How can that be? Imagine Thread A calling seek on the disk, then Thread B
calling seek. Thread A then reads from B's location surely?

The ReadWriteLock is not related to the actual disk IO - it only
coordinates between two or more threads.

Arne
 
B

Boris Punk

Arne Vajhøj said:
The ReadWriteLock is not related to the actual disk IO - it only
coordinates between two or more threads.

Arne
Fair enough - I was just read somewhere someone tried using it for a disk IO
 
K

Knute Johnson

Fair enough - I was just read somewhere someone tried using it for a disk IO

That is a common usage for RWL. The reading threads can be blocked when
a write is about to occur. The actual read/write to the disk is another
matter altogether. Caching and other things can affect that as well.
 
D

Daniel Pitts

That is a common usage for RWL. The reading threads can be blocked when
a write is about to occur. The actual read/write to the disk is another
matter altogether. Caching and other things can affect that as well.
Perhaps its a common usage for the general concept of read/write lock,
but in Java, the ReadWriteLock wouldn't be useful, since it doesn't
prevent external processes from accessing the file.

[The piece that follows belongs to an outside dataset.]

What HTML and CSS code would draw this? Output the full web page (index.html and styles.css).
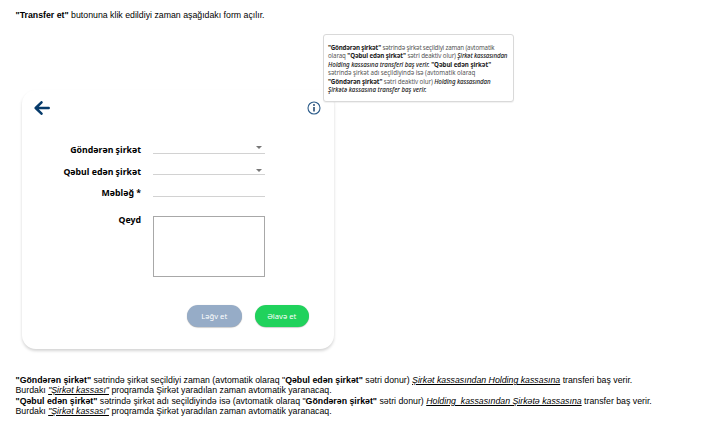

One place that the Java ReadWriteLock is useful for a Many-Access,
Few-Write data-structure (eg, configuration object which changes rarely,
but is used in many places).
 
A

Alan Gutierrez

Daniel said:
Perhaps its a common usage for the general concept of read/write lock,
but in Java, the ReadWriteLock wouldn't be useful, since it doesn't
prevent external processes from accessing the file.

One place that the Java ReadWriteLock is useful for a Many-Access,
Few-Write data-structure (eg, configuration object which changes rarely,
but is used in many places).

It is still useful for guarding a file within the process, though, if
the underlying file will only be read and written to by your one Java
process.
 
D

Daniel Pitts

It is still useful for guarding a file within the process, though, if
the underlying file will only be read and written to by your one Java
process.
That is true, but I wouldn't say it is a "common" usage for ReadWriteLock.
 
B

BGB / cr88192

Knute Johnson said:
That is a common usage for RWL. The reading threads can be blocked when a
write is about to occur. The actual read/write to the disk is another
matter altogether. Caching and other things can affect that as well.

a typical OS, such as Windows or Linux, will almost entirely abstract the
matter of (actual) disk IO from the app. so, when apps do IO, they are
usually doing it against structures within the OS, rather than anything near
the actual disk.

similarly, IO libraries (C's "stdio" system being an example) may in-turn
cache data, to reduce the overhead of system calls (doing a system call for
every little read or write operation could become expensive).

so, for example:
Java app does IO;
request goes to the JVM, which may in turn pass IO requests to C-level
libraries on the OS on which it is running (glibc or MSVCRT, or maybe Win32
API calls?...), which may do their own buffering;
these in turn perform system calls, to pass these requests to the kernel;
the kernel may in turn do some of its own buffering (a request may be read
from a buffer, written to a dirty buffer, or queued to be serviced later);
at its leisure, the kernel may send its requests to a device-driver, which
may in turn redirect said requests to the actual HW;
in turn, the drive may itself do some of its own buffering (similar to the
OS kernel), writing disk-blocks when it has a chance, or reading disk blocks
and notifying the OS that it has done so.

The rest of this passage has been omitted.